5 See Gilmore, Marcus, and Wagner-Martin. To date, little theoretical work has been done on biography and autobiography in drama (as distinct from literary narrative). For this discussion, I am drawing on Gilmore's theory of autobiographics as self-representation, invention, and performance that is not limited to the literary (see 42-45), on Wagner-Martin, who stresses the distinctive features of women's biography and the special importance, for the female subject, of what she calls "the enactment of cultural performance" (8) that involves the recurring theme of escape from the father, and on Marcus, who argues for the dynamic of autobiography within biography and a "double rhetoric"of autobiography that encompasses the verbal and the visual, the text and its mirror, and the interpretive and specular.

6 For a discussion of the broad use of theatre metaphors in the period see Daniels and Cosgrove, who note that "theatre as a glass or mirror to the greater world was a common metaphor for revealing order in the macrocosm"(58).

7 For the text of the Judith and Holofernes story, see Kee, and for discussion of its shifting meanings, see Barthes and Garrard.

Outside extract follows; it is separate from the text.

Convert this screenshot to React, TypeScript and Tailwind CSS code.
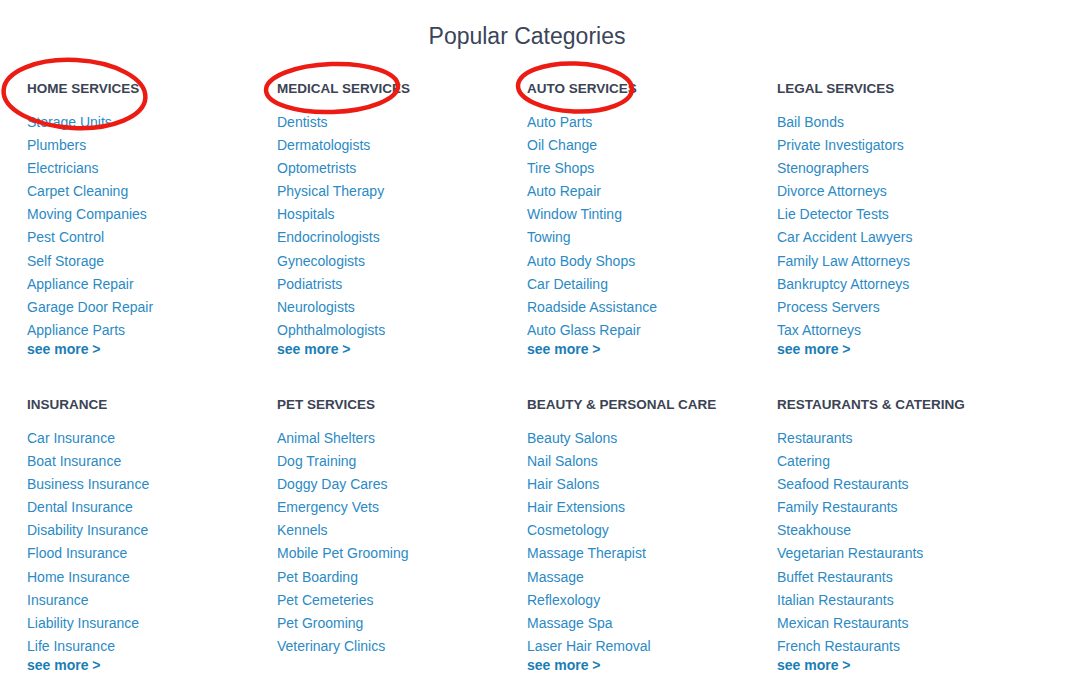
import React from 'react';

type Category = { title: string; links: string[]; more?: boolean };

const SECTIONS: Category[][] = [
  [
    {
      title: 'Home Services',
      more: true,
      links: ['Storage Units', 'Plumbers', 'Electricians', 'Carpet Cleaning', 'Moving Companies', 'Pest Control', 'Self Storage', 'Appliance Repair', 'Garage Door Repair', 'Appliance Parts'],
    },
    {
      title: 'Medical Services',
      more: true,
      links: ['Dentists', 'Dermatologists', 'Optometrists', 'Physical Therapy', 'Hospitals', 'Endocrinologists', 'Gynecologists', 'Podiatrists', 'Neurologists', 'Ophthalmologists'],
    },
    {
      title: 'Auto Services',
      more: true,
      links: ['Auto Parts', 'Oil Change', 'Tire Shops', 'Auto Repair', 'Window Tinting', 'Towing', 'Auto Body Shops', 'Car Detailing', 'Roadside Assistance', 'Auto Glass Repair'],
    },
    {
      title: 'Legal Services',
      more: true,
      links: ['Bail Bonds', 'Private Investigators', 'Stenographers', 'Divorce Attorneys', 'Lie Detector Tests', 'Car Accident Lawyers', 'Family Law Attorneys', 'Bankruptcy Attorneys', 'Process Servers', 'Tax Attorneys'],
    },
  ],
  [
    {
      title: 'Insurance',
      more: true,
      links: ['Car Insurance', 'Boat Insurance', 'Business Insurance', 'Dental Insurance', 'Disability Insurance', 'Flood Insurance', 'Home Insurance', 'Insurance', 'Liability Insurance', 'Life Insurance'],
    },
    {
      title: 'Pet Services',
      links: ['Animal Shelters', 'Dog Training', 'Doggy Day Cares', 'Emergency Vets', 'Kennels', 'Mobile Pet Grooming', 'Pet Boarding', 'Pet Cemeteries', 'Pet Grooming', 'Veterinary Clinics'],
    },
    {
      title: 'Beauty & Personal Care',
      more: true,
      links: ['Beauty Salons', 'Nail Salons', 'Hair Salons', 'Hair Extensions', 'Cosmetology', 'Massage Therapist', 'Massage', 'Reflexology', 'Massage Spa', 'Laser Hair Removal'],
    },
    {
      title: 'Restaurants & Catering',
      more: true,
      links: ['Restaurants', 'Catering', 'Seafood Restaurants', 'Family Restaurants', 'Steakhouse', 'Vegetarian Restaurants', 'Buffet Restaurants', 'Italian Restaurants', 'Mexican Restaurants', 'French Restaurants'],
    },
  ],
];

const CategoryColumn = ({ category }: { category: Category }) => (
  <div>
    <h3 className="text-[13.5px] leading-[20px] font-bold uppercase text-[#3b4354] mb-[12px]">{category.title}</h3>
    <ul>
      {category.links.map((link) => (
        <li key={link} className="text-[14px] leading-[23.1px] text-[#2b8ac4]">
          <a href="#">{link}</a>
        </li>
      ))}
    </ul>
    {category.more && (
      <a href="#" className="block text-[14px] leading-[15px] font-bold text-[#1a7db6]">
        see more &gt;
      </a>
    )}
  </div>
);

export default function App() {
  return (
    <div className="relative w-[1080px] h-[684px] bg-white overflow-hidden font-['Liberation_Sans',Arial,sans-serif]">
      <div className="w-[1000px] ml-[27px]">
        <h2 className="text-center text-[23px] leading-[26px] text-[#3b4559] pt-[23px] mb-[30px]">Popular Categories</h2>
        {SECTIONS.map((section, i) => (
          <div key={i} className={i === 0 ? 'grid grid-cols-4' : 'grid grid-cols-4 mt-[38px]'}>
            {section.map((cat) => (
              <CategoryColumn key={cat.title} category={cat} />
            ))}
          </div>
        ))}
      </div>

      {/* red annotation circles */}
      <svg className="absolute inset-0 pointer-events-none" width="1080" height="684" viewBox="0 0 1080 684">
        <g fill="none" stroke="#ec1c14" strokeWidth="4.5">
          <ellipse cx="74.5" cy="94" rx="71" ry="34" transform="rotate(3 74.5 94)" />
          <ellipse cx="332" cy="88" rx="66" ry="24" transform="rotate(-2 332 88)" />
          <ellipse cx="575" cy="87.5" rx="57" ry="24" transform="rotate(2 575 87.5)" />
        </g>
      </svg>
    </div>
  );
}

8 The so-called "quarrel of women"refers to the debate between the arts, which were represented as female; see Garrard 142.

9 I am thinking of Harold Bloom's The Anxiety of Influence, but the notion that an artist will try to kill off his precursor is a common one. Pollock also draws this connection in her reading of Artemisia Gentileschi's first Judith Slaying Holofernes (see 123), and she stresses that the revenge being taken in this painting is not a woman's on her rapist so much as it is an artist's on her male influences, teachers, and mentors.

10 For example, Clark has Tassi accusing Artemisia and Orazio of incest and she keeps the scene with the sybbile and paraphrases Artemisia's actual words from the trial transcript:"THIS IS MY ENGAGEMENT RING AND THESE ARE YOUR PROMISES!!!"(140)

11 Clark stressed the revenge aspect of her play during a meeting with a class at the University of British Columbia in October 1999, and she confirmed her intention in a telephone interview with me in April 2002.

12 In his introduction to Moo, Jerry Wasserman sees the victimization of women by men as typical of Clark's plays, but he also notes that Clark's women are "strong and outspoken [...] victims and feminist rebels"(91).

13 Slides were used in the 1991 première, which I did not see, and a fully developed argument for staging possibilities requires a close comparison of different productions.

14 Current studies of trauma and its articulations contest any direct connection between trauma and art; see Pollock and Gilmore.

15 The program for the Frederic Wood production reproduced only one painting: Self-Portrait as the Allegory of Painting. It is a pleasure to thank my colleague Ron Fedoruk for permission to reproduce stills of his set design and Bob Eberle for the photographic images. I also want to thank Kim Snowden, my research assistant and a doctoral student in Women's Studies at the University of British Columbia, for her help with sources on Artemisia Gentileschi and for making me read Garrard.